Stavros knows about 200 of his regulars by name. He keeps a black notebook with each regular’s usual order. The notebook has 41 pages. Each page is a different category: nurses, cabbies, kids, school-bus drivers.
Three Papadakis have died over the years, Costas in 1989, Demetrios in 1996, George (Stavros’s father) in 2014. Three Papadakis have been married in the shop’s back room, Stavros himself in 1985, his sister in 1992, Niko’s mother in 2003. The current wedding photograph on the wall is the most recent one. The funeral programs are in a frame in the office.

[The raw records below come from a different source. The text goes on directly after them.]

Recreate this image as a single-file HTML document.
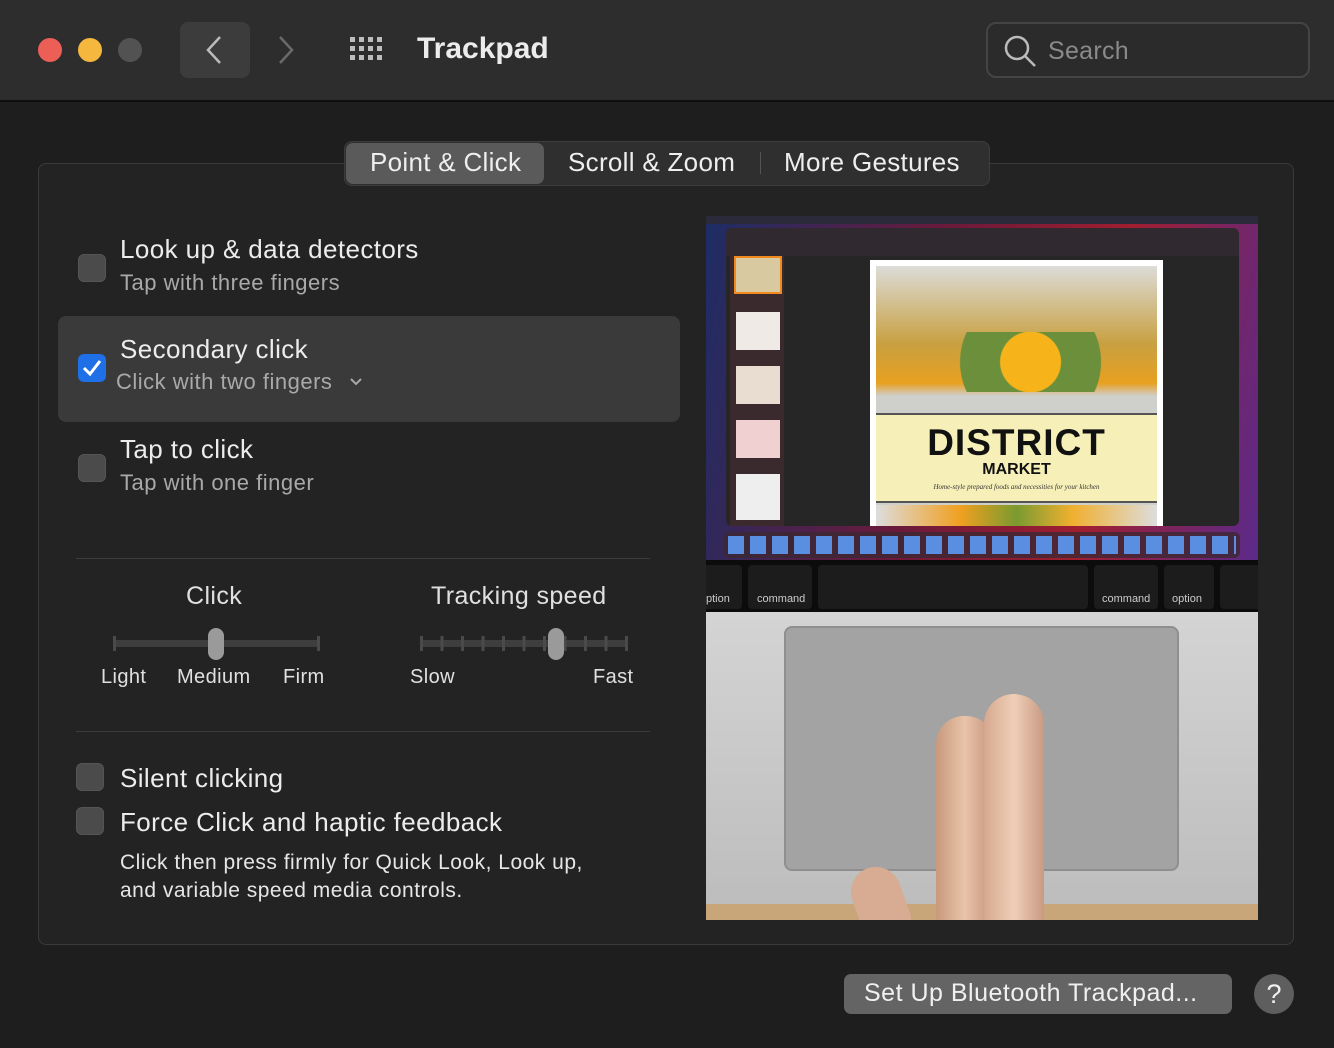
<!DOCTYPE html>
<html><head><meta charset="utf-8"><style>
*{margin:0;padding:0;box-sizing:border-box}
body{width:1334px;height:1048px;background:#1e1e1e;font-family:"Liberation Sans",sans-serif;color:#e6e6e6;position:relative;overflow:hidden}
.a{position:absolute;white-space:nowrap}
.tb{left:0;top:0;width:1334px;height:102px;background:#2d2d2d;border-bottom:2px solid #0f0f0f}
.dot{width:24px;height:24px;border-radius:50%;top:38px}
.cb{width:28px;height:28px;border-radius:6px;background:#4b4b4b;border:1px solid #555}
.t1{font-size:26px;color:#ececec;letter-spacing:0.4px}
.t2{font-size:22px;color:#a9a9a9;letter-spacing:0.5px}
.lbl{font-size:20px;color:#e0e0e0;letter-spacing:0.4px}
</style></head><body>
<div class="a tb"></div>
<div class="a dot" style="left:38px;background:#ec5f57"></div>
<div class="a dot" style="left:78px;background:#f6b73f"></div>
<div class="a dot" style="left:118px;background:#525252"></div>
<div class="a" style="left:180px;top:22px;width:70px;height:56px;border-radius:8px;background:#3c3c3c"></div>
<svg class="a" style="left:200px;top:34px" width="30" height="32"><path d="M20 3 L8 16 L20 29" stroke="#bbb" stroke-width="2.5" fill="none"/></svg>
<svg class="a" style="left:272px;top:34px" width="30" height="32"><path d="M8 3 L20 16 L8 29" stroke="#6a6a6a" stroke-width="2.5" fill="none"/></svg>
<svg class="a" style="left:350px;top:37px" width="38" height="26"><g fill="#bdbdbd">
<rect x="0" y="0" width="5" height="5"/><rect x="9" y="0" width="5" height="5"/><rect x="18" y="0" width="5" height="5"/><rect x="27" y="0" width="5" height="5"/>
<rect x="0" y="9" width="5" height="5"/><rect x="9" y="9" width="5" height="5"/><rect x="18" y="9" width="5" height="5"/><rect x="27" y="9" width="5" height="5"/>
<rect x="0" y="18" width="5" height="5"/><rect x="9" y="18" width="5" height="5"/><rect x="18" y="18" width="5" height="5"/><rect x="27" y="18" width="5" height="5"/></g></svg>
<div class="a" style="left:417px;top:32px;font-size:30px;font-weight:bold;color:#ececec">Trackpad</div>
<div class="a" style="left:986px;top:22px;width:324px;height:56px;border-radius:10px;border:2px solid #444;background:#2b2b2b"></div>
<svg class="a" style="left:1002px;top:33px" width="36" height="36"><circle cx="15" cy="15" r="11" stroke="#bbb" stroke-width="2.5" fill="none"/><path d="M23 23 L33 33" stroke="#bbb" stroke-width="2.5"/></svg>
<div class="a" style="left:1048px;top:37px;font-size:25px;color:#8a8a8a;letter-spacing:0.3px">Search</div>

<div class="a" style="left:38px;top:163px;width:1256px;height:782px;border:1px solid #3a3a3a;border-radius:8px;background:#232323"></div>
<div class="a" style="left:344px;top:141px;width:646px;height:45px;border-radius:8px;background:#2f2f2f;border:1px solid #3d3d3d"></div>
<div class="a" style="left:346px;top:143px;width:198px;height:41px;border-radius:7px;background:#5a5a5a"></div>
<div class="a" style="left:370px;top:147px;font-size:26px;color:#eee;letter-spacing:0.3px">Point &amp; Click</div>
<div class="a" style="left:568px;top:147px;font-size:26px;color:#eee;letter-spacing:0.3px">Scroll &amp; Zoom</div>
<div class="a" style="left:760px;top:152px;width:1px;height:22px;background:#555"></div>
<div class="a" style="left:784px;top:147px;font-size:26px;color:#eee;letter-spacing:0.3px">More Gestures</div>

<div class="a cb" style="left:78px;top:254px"></div>
<div class="a t1" style="left:120px;top:234px">Look up &amp; data detectors</div>
<div class="a t2" style="left:120px;top:270px">Tap with three fingers</div>
<div class="a" style="left:58px;top:316px;width:622px;height:106px;border-radius:8px;background:#3a3a3a"></div>
<div class="a" style="left:78px;top:354px;width:28px;height:28px;border-radius:6px;background:#1f6fe6"></div>
<svg class="a" style="left:78px;top:354px" width="28" height="28"><path d="M6 14 L12 20 L22 7" stroke="#fff" stroke-width="3" fill="none"/></svg>
<div class="a t1" style="left:120px;top:334px">Secondary click</div>
<div class="a t2" style="left:116px;top:369px">Click with two fingers</div>
<svg class="a" style="left:349px;top:377px" width="14" height="10"><path d="M2 2 L7 7 L12 2" stroke="#a9a9a9" stroke-width="2" fill="none"/></svg>
<div class="a cb" style="left:78px;top:454px"></div>
<div class="a t1" style="left:120px;top:434px">Tap to click</div>
<div class="a t2" style="left:120px;top:470px">Tap with one finger</div>

<div class="a" style="left:76px;top:558px;width:574px;height:1px;background:#3c3c3c"></div>
<div class="a lbl" style="left:186px;top:582px;font-size:25px">Click</div>
<div class="a lbl" style="left:431px;top:582px;font-size:25px">Tracking speed</div>
<div class="a" style="left:114px;top:640px;width:205px;height:7px;background:#3e3e3e;border-radius:2px"></div>
<div class="a" style="left:113px;top:636px;width:3px;height:15px;background:#4a4a4a"></div>
<div class="a" style="left:317px;top:636px;width:3px;height:15px;background:#4a4a4a"></div>
<div class="a" style="left:208px;top:628px;width:16px;height:32px;border-radius:8px;background:#9a9a9a"></div>
<div class="a" style="left:421px;top:640px;width:206px;height:7px;background:#3e3e3e;border-radius:2px"></div>
<div class="a" style="left:420px;top:636px;width:208px;height:15px;background:repeating-linear-gradient(90deg,#4a4a4a 0 3px,transparent 3px 20.5px)"></div>
<div class="a" style="left:548px;top:628px;width:16px;height:32px;border-radius:8px;background:#9a9a9a"></div>
<div class="a lbl" style="left:101px;top:666px">Light</div>
<div class="a lbl" style="left:177px;top:666px">Medium</div>
<div class="a lbl" style="left:283px;top:666px">Firm</div>
<div class="a lbl" style="left:410px;top:666px">Slow</div>
<div class="a lbl" style="left:593px;top:666px">Fast</div>
<div class="a" style="left:76px;top:731px;width:574px;height:1px;background:#3c3c3c"></div>

<div class="a cb" style="left:76px;top:763px"></div>
<div class="a t1" style="left:120px;top:763px">Silent clicking</div>
<div class="a cb" style="left:76px;top:807px"></div>
<div class="a t1" style="left:120px;top:807px">Force Click and haptic feedback</div>
<div class="a" style="left:120px;top:849px;font-size:21px;line-height:28px;color:#e6e6e6;letter-spacing:0.5px">Click then press firmly for Quick Look, Look up,<br>and variable speed media controls.</div>

<!-- image -->
<div class="a" style="left:706px;top:216px;width:552px;height:704px;overflow:hidden;background:#c6c6c6">
 <div class="a" style="left:0;top:0;width:552px;height:344px;background:linear-gradient(100deg,#1d2d66 0%,#6b1a3a 40%,#a01e30 70%,#5b2a8a 100%)"></div>
 <div class="a" style="left:0;top:0;width:552px;height:8px;background:#2a2a3a"></div>
 <div class="a" style="left:20px;top:12px;width:513px;height:298px;background:#262626;border-radius:6px"></div>
 <div class="a" style="left:20px;top:12px;width:513px;height:28px;background:#302a30;border-radius:6px 6px 0 0"></div>
 <div class="a" style="left:24px;top:40px;width:54px;height:270px;background:#3a2a2e"></div>
 <div class="a" style="left:28px;top:40px;width:48px;height:38px;border:2px solid #f08a1c;background:#d8c9a0"></div>
 <div class="a" style="left:30px;top:96px;width:44px;height:38px;background:#f0eae6"></div>
 <div class="a" style="left:30px;top:150px;width:44px;height:38px;background:#e8ddd0"></div>
 <div class="a" style="left:30px;top:204px;width:44px;height:38px;background:#f0d0d0"></div>
 <div class="a" style="left:30px;top:258px;width:44px;height:46px;background:#eee"></div>
 <div class="a" style="left:164px;top:44px;width:293px;height:266px;background:#fff"></div>
 <div class="a" style="left:170px;top:50px;width:281px;height:260px;background:linear-gradient(180deg,#dcdcd8 0%,#c8a040 30%,#e8a020 45%,#cfcfcc 50%)"></div>
 <div class="a" style="left:170px;top:116px;width:281px;height:60px;background:radial-gradient(circle at 55% 50%,#f6b31a 0 30px,#6b8f3a 31px 70px,transparent 71px)"></div>
 <div class="a" style="left:170px;top:197px;width:281px;height:90px;background:#f6f0b8;border-top:2px solid #555;border-bottom:2px solid #555"></div>
 <div class="a" style="left:170px;top:206px;width:281px;text-align:center;font-size:37px;font-weight:bold;color:#111;letter-spacing:1px">DISTRICT</div>
 <div class="a" style="left:170px;top:245px;width:281px;text-align:center;font-size:16px;font-weight:bold;color:#111">MARKET</div>
 <div class="a" style="left:170px;top:267px;width:281px;text-align:center;font-size:7px;font-style:italic;color:#333;font-family:'Liberation Serif',serif">Home-style prepared foods and necessities for your kitchen</div>
 <div class="a" style="left:170px;top:289px;width:281px;height:21px;background:linear-gradient(90deg,#ddd,#f0a020 30%,#7a9a30 50%,#f0b030 70%,#ddd)"></div>
 <div class="a" style="left:18px;top:316px;width:516px;height:26px;border-radius:6px;background:rgba(60,40,50,.8)"></div>
 <div class="a" style="left:22px;top:320px;width:508px;height:18px;background:repeating-linear-gradient(90deg,#5a8ee0 0 16px,transparent 16px 22px)"></div>
 <div class="a" style="left:0;top:344px;width:552px;height:52px;background:#0c0c0c"></div>
 <div class="a" style="left:-4px;top:349px;width:40px;height:44px;background:#1c1c1c;border-radius:4px"></div>
 <div class="a" style="left:42px;top:349px;width:64px;height:44px;background:#1c1c1c;border-radius:4px"></div>
 <div class="a" style="left:112px;top:349px;width:270px;height:44px;background:#1c1c1c;border-radius:4px"></div>
 <div class="a" style="left:388px;top:349px;width:64px;height:44px;background:#1c1c1c;border-radius:4px"></div>
 <div class="a" style="left:458px;top:349px;width:50px;height:44px;background:#1c1c1c;border-radius:4px"></div>
 <div class="a" style="left:514px;top:349px;width:44px;height:44px;background:#1c1c1c;border-radius:4px"></div>
 <div class="a" style="left:0;top:377px;font-size:11px;color:#ccc">ption</div>
 <div class="a" style="left:51px;top:377px;font-size:11px;color:#ccc">command</div>
 <div class="a" style="left:396px;top:377px;font-size:11px;color:#ccc">command</div>
 <div class="a" style="left:466px;top:377px;font-size:11px;color:#ccc">option</div>
 <div class="a" style="left:0;top:396px;width:552px;height:294px;background:linear-gradient(180deg,#d4d4d4,#bdbdbd)"></div>
 <div class="a" style="left:78px;top:410px;width:395px;height:245px;border-radius:8px;background:#a3a3a3;border:2px solid #8f8f8f"></div>
 <div class="a" style="left:0;top:688px;width:552px;height:16px;background:#c9a57a"></div>
 <div class="a" style="left:230px;top:500px;width:58px;height:240px;border-radius:28px;background:linear-gradient(90deg,#c9997c,#e8c4aa,#c4907a)"></div>
 <div class="a" style="left:278px;top:478px;width:60px;height:260px;border-radius:30px;background:linear-gradient(90deg,#d6a88e,#efcfb8,#c99a82)"></div>
 <div class="a" style="left:150px;top:650px;width:50px;height:80px;border-radius:25px;background:#d7ac92;transform:rotate(-20deg)"></div>
</div>

<div class="a" style="left:844px;top:974px;width:388px;height:40px;border-radius:7px;background:#646464"></div>
<div class="a" style="left:864px;top:979px;font-size:25px;color:#f0f0f0;letter-spacing:0.5px">Set Up Bluetooth Trackpad...</div>
<div class="a" style="left:1254px;top:974px;width:40px;height:40px;border-radius:50%;background:#5e5e5e;text-align:center;font-size:27px;line-height:40px;color:#f0f0f0">?</div>
</body></html>
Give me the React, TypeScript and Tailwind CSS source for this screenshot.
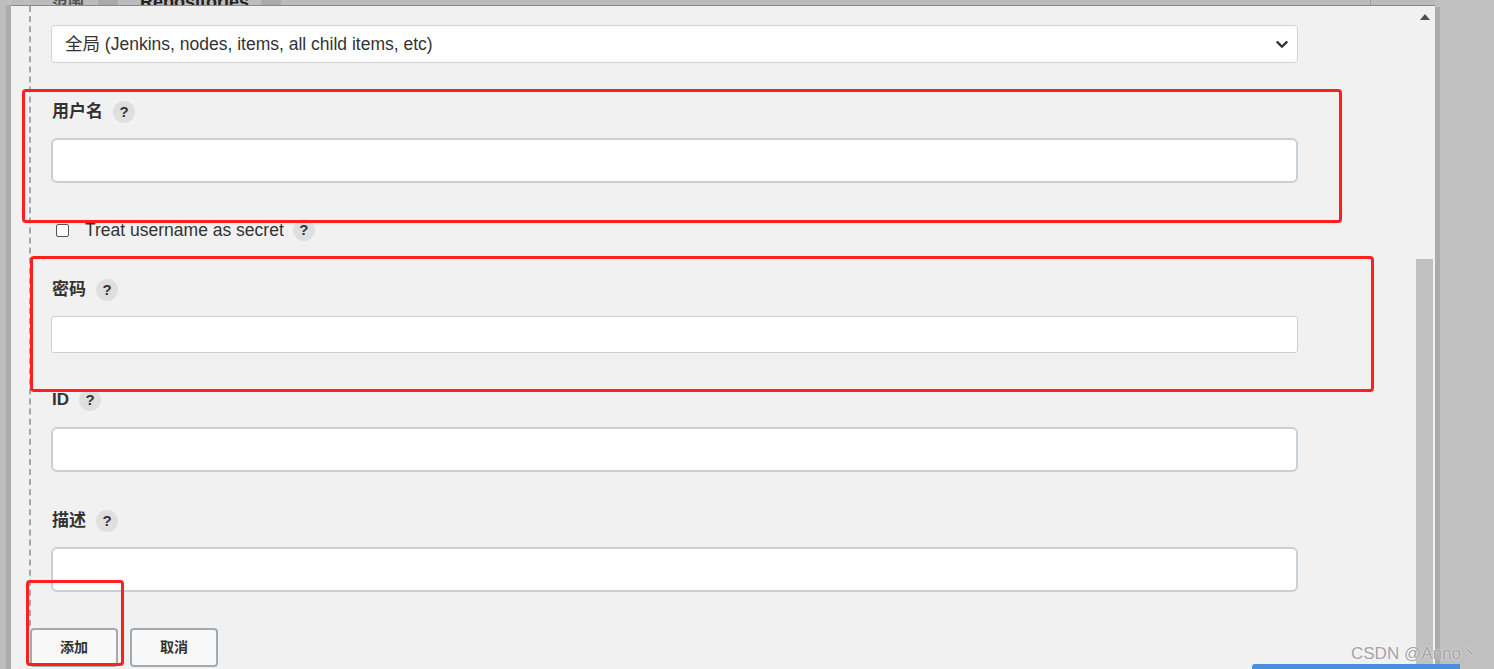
import React from "react";

const CN = "font-['Liberation_Sans','Noto_Sans_CJK_SC',sans-serif]";

function Help({ className = "" }: { className?: string }) {
  return (
    <span
      className={`inline-flex h-[22px] w-[22px] items-center justify-center rounded-full bg-[#dfdfdf] text-[15px] font-bold text-[#333] ${className}`}
    >
      ?
    </span>
  );
}

function Label({ text, className = "" }: { text: string; className?: string }) {
  return (
    <div className={`flex h-[24px] items-center gap-[10px] pl-[1px] ${className}`}>
      <span className="text-[17px] font-bold text-[#333]">{text}</span>
      <Help />
    </div>
  );
}

function Field({ thin = false, className = "" }: { thin?: boolean; className?: string }) {
  return thin ? (
    <div className={`h-[37px] w-[1247px] rounded-[3px] border border-[#c9d1d6] bg-white ${className}`} />
  ) : (
    <div className={`h-[45px] w-[1247px] rounded-[6px] border-2 border-[#c8d0d5] bg-white ${className}`} />
  );
}

export default function App() {
  return (
    <div className={`relative flex h-[669px] w-[1494px] overflow-hidden bg-[#c0c0c0] ${CN}`}>
      {/* left edge */}
      <div className="h-full w-[6px] bg-[#bdbdbd]" />
      <div className="mt-[5px] h-full w-[5px] bg-[#acacac]" />

      {/* main window */}
      <div className="flex h-full w-[1424px] flex-col">
        {/* row above, scrolled mostly out of view */}
        <div className="relative flex h-[6px] items-end overflow-hidden border-b border-[#8a8a8a] bg-[#bcbcbc]">
          <div className="flex items-center pl-[41px] -mb-[11px]">
            <span className="text-[16px] font-bold text-[#555]">范围</span>
            <span className="ml-[14px] h-[20px] w-[20px] rounded-full bg-[#aaa]" />
            <span className="ml-[22px] text-[18px] font-bold text-[#222]">Repositories</span>
            <span className="ml-[12px] h-[20px] w-[20px] rounded-full bg-[#aaa]" />
          </div>
          <div className="ml-auto mr-[64px] h-full w-px bg-[#9a9a9a]" />
        </div>

        {/* panel */}
        <div className="flex flex-1 bg-[#f1f1f1]">
          <div className="flex flex-1 flex-col">
            <div className="ml-[18px] flex flex-col border-l-2 border-dashed border-[#a6a6a6] pb-[34px] pl-[20px] pt-[19px]">
              {/* scope select */}
              <div className="flex h-[38px] w-[1247px] items-center justify-between rounded-[4px] border border-[#cfd3d6] bg-white pl-[13px] pr-[4px]">
                <span className="text-[17.5px] text-[#333]">全局 (Jenkins, nodes, items, all child items, etc)</span>
                <svg width="22" height="22" viewBox="0 0 24 24" fill="none" stroke="#333" strokeWidth="2.6" strokeLinecap="round" strokeLinejoin="round">
                  <path d="M7 10l5 5 5-5" />
                </svg>
              </div>

              <Label text="用户名" className="mt-[37px]" />
              <Field className="mt-[14px]" />

              <label className="mt-[37px] flex h-[20px] items-center gap-[16px] pl-[5px]">
                <span className="h-[13px] w-[13px] rounded-[2px] border border-[#555] bg-white" />
                <span className="text-[17.5px] text-[#333]">Treat username as secret</span>
                <Help className="ml-[-7px]" />
              </label>

              <Label text="密码" className="mt-[38px]" />
              <Field thin className="mt-[14px]" />

              <Label text="ID" className="mt-[35px]" />
              <Field className="mt-[15px]" />

              <Label text="描述" className="mt-[37px]" />
              <Field className="mt-[14px]" />
            </div>

            <div className="flex gap-[12px] pl-[19px] pt-[2px]">
              <button className="h-[39px] w-[88px] rounded-[4px] border-2 border-[#a2abb2] bg-[#f8f8f8] text-[14px] font-semibold text-[#333]">
                添加
              </button>
              <button className="h-[39px] w-[88px] rounded-[4px] border-2 border-[#a2abb2] bg-[#f8f8f8] text-[14px] font-semibold text-[#333]">
                取消
              </button>
            </div>
          </div>

          {/* scrollbar */}
          <div className="mr-[2px] flex w-[17px] flex-col items-center">
            <svg width="10" height="6" viewBox="0 0 10 6" className="mt-[8px]">
              <path d="M0 6L5 0L10 6Z" fill="#505050" />
            </svg>
            <div className="mt-[239px] w-full flex-1 bg-[#c1c1c1]" />
          </div>
        </div>
      </div>

      <div className="mt-[7px] h-full w-[5px] bg-[#ababab]" />
      <div className="flex-1" />

      {/* annotation boxes */}
      <div className="absolute left-[22px] top-[89px] h-[134px] w-[1320px] rounded-[4px] border-[3px] border-[#ff1f1f]" />
      <div className="absolute left-[30px] top-[256px] h-[136px] w-[1344px] rounded-[4px] border-[3px] border-[#ff1f1f]" />
      <div className="absolute left-[26px] top-[580px] h-[86px] w-[98px] rounded-[4px] border-[3px] border-[#ff1f1f]" />

      {/* taskbar sliver + watermark */}
      <div className="absolute left-[1252px] top-[664px] h-[5px] w-[208px] rounded-tl-[3px] bg-[#4a8ee0]" />
      <div className="absolute left-[1351px] top-[641px] text-[17px] text-[#a3a3a3] [text-shadow:0_0_2px_#ffffff]">
        CSDN @Anno丶
      </div>
    </div>
  );
}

Niko, the great-grandson, is studying business at SF State. He has told Stavros he will take over the shop when Stavros is ready to step back. Stavros has not yet named a date. He says the shop will tell him when. Niko has, in the meantime, been working the 5 a.m. shift on Saturdays for nine months. He has been on time every Saturday.
On the Saturday I visited at 3:14 a.m., the shop had four customers: a cab driver named Reggie, two nurses from Saint Luke’s, and a woman named Linda who has come at 3:15 a.m. every Saturday since 2007 for one apple fritter and one cup of coffee. Stavros greeted each of them. He had Linda’s fritter on the counter before she sat down. She did not have to say a word.